--- BEGIN Supplied material ---

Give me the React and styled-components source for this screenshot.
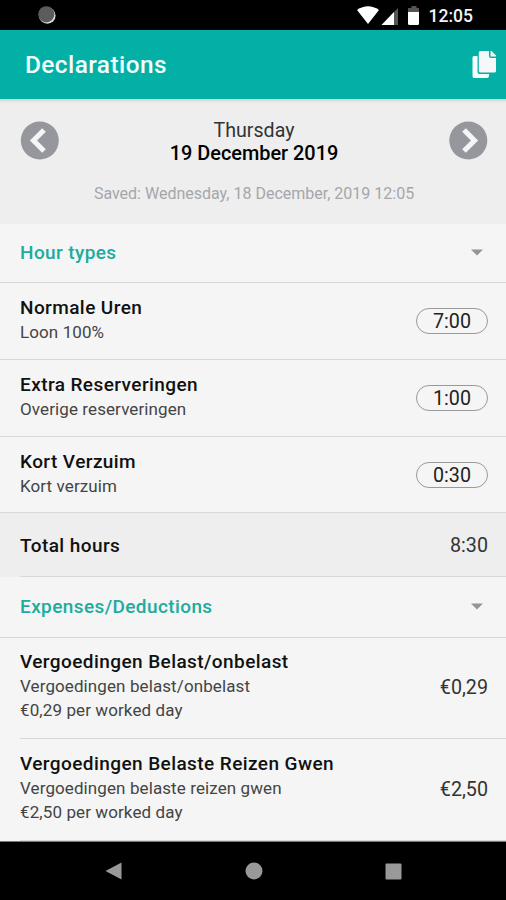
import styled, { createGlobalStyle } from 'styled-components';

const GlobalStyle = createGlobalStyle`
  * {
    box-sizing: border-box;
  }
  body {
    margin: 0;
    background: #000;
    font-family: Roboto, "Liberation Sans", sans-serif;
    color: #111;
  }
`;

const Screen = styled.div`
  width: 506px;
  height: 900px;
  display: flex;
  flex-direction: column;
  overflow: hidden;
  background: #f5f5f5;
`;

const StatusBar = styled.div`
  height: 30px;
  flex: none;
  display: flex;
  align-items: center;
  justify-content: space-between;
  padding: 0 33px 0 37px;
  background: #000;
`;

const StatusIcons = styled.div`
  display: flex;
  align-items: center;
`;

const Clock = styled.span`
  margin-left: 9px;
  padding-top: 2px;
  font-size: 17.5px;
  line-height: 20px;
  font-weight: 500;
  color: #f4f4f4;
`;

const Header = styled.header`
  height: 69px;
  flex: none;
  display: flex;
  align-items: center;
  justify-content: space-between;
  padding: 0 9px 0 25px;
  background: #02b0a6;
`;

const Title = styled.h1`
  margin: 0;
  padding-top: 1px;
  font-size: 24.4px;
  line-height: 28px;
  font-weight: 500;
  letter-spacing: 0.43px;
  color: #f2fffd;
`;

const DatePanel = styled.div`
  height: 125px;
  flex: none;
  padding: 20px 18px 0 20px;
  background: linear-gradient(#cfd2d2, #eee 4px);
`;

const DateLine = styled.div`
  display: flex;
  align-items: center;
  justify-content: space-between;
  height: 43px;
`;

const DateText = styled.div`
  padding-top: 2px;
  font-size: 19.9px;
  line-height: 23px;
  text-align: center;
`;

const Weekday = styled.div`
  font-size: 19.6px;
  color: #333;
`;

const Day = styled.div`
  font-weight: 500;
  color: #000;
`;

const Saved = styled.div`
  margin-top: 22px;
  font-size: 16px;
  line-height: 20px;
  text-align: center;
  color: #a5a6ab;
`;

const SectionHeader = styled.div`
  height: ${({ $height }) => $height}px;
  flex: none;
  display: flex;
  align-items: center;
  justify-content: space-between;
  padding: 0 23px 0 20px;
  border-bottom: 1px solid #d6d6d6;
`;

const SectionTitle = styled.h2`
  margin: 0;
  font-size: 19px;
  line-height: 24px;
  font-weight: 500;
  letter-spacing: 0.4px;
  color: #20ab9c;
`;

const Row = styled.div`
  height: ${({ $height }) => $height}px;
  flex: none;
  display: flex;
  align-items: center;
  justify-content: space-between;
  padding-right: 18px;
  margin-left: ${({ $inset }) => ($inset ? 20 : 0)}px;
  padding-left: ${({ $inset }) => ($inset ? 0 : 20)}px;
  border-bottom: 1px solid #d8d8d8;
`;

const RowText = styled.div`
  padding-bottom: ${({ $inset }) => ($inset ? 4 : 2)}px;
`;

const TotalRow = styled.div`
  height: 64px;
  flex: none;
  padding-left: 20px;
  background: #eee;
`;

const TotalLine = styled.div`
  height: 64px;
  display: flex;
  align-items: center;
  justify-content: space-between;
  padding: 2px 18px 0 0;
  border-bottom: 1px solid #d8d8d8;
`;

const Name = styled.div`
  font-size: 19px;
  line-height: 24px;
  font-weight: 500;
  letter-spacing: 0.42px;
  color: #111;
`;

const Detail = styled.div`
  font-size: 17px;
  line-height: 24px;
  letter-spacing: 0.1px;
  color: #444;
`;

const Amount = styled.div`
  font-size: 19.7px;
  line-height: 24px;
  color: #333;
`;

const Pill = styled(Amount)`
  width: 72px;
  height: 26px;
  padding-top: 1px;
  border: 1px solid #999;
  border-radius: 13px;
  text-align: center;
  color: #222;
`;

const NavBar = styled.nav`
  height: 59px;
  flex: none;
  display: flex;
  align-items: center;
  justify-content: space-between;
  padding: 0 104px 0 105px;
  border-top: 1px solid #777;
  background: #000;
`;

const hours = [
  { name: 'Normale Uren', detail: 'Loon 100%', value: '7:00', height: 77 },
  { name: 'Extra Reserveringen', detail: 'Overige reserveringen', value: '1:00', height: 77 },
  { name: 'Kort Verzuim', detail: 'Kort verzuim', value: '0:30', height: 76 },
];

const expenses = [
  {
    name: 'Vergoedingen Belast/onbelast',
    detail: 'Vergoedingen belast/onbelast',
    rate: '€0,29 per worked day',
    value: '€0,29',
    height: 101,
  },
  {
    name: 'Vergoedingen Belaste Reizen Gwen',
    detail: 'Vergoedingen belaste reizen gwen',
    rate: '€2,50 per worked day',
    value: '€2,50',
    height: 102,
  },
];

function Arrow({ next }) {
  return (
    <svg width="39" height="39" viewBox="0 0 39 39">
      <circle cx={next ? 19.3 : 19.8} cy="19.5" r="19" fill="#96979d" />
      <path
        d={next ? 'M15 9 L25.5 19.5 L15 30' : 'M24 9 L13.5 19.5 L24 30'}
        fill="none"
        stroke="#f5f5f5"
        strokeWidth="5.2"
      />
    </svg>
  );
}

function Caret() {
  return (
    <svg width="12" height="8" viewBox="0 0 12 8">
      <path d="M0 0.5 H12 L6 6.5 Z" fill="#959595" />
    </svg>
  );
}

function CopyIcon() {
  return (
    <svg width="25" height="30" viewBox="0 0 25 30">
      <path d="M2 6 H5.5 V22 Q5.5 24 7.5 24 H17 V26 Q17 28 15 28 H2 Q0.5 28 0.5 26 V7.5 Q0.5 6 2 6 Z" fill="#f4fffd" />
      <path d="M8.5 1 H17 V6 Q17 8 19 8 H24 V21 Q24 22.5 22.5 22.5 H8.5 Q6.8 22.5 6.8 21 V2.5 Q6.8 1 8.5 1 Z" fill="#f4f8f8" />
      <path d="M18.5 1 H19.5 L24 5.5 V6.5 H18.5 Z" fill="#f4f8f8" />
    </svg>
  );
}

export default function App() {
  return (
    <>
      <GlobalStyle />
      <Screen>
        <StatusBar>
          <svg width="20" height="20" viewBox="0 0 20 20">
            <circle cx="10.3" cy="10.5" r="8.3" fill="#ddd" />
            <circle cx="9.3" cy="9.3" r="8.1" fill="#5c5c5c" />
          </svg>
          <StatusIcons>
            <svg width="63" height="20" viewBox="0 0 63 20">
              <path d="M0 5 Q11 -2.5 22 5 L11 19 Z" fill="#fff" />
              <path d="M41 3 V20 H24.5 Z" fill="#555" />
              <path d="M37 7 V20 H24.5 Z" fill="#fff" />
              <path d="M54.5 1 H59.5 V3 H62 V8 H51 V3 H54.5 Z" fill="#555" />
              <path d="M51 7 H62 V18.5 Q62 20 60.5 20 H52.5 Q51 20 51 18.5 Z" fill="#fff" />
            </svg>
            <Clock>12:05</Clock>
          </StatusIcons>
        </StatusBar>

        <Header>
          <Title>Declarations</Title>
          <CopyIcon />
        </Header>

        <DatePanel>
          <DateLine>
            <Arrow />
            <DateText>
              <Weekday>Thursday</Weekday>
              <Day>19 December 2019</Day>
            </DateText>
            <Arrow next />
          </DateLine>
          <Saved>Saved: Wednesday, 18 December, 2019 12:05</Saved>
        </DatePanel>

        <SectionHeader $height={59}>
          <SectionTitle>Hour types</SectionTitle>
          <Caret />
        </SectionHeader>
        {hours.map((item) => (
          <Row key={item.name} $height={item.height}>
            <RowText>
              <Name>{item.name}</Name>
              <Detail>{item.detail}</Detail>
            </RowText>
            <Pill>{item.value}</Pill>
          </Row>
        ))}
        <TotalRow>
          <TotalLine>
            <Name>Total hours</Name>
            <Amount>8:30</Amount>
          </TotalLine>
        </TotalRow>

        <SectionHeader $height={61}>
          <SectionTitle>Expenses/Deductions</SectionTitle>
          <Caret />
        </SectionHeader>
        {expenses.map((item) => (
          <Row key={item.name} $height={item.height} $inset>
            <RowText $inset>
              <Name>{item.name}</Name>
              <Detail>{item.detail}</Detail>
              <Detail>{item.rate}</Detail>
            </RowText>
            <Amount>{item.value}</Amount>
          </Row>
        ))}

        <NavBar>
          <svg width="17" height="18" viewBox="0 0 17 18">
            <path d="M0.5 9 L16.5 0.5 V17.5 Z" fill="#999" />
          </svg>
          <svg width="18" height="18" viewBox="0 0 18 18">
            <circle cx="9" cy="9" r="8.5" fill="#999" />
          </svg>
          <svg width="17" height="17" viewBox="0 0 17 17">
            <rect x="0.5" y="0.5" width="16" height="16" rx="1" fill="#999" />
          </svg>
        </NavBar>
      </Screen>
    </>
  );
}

--- END Supplied material ---

What is being asked:
Look for lines containing the string "components" and copy them all.

Expected answer:
Give me the React and styled-components source for this screenshot.
import styled, { createGlobalStyle } from 'styled-components';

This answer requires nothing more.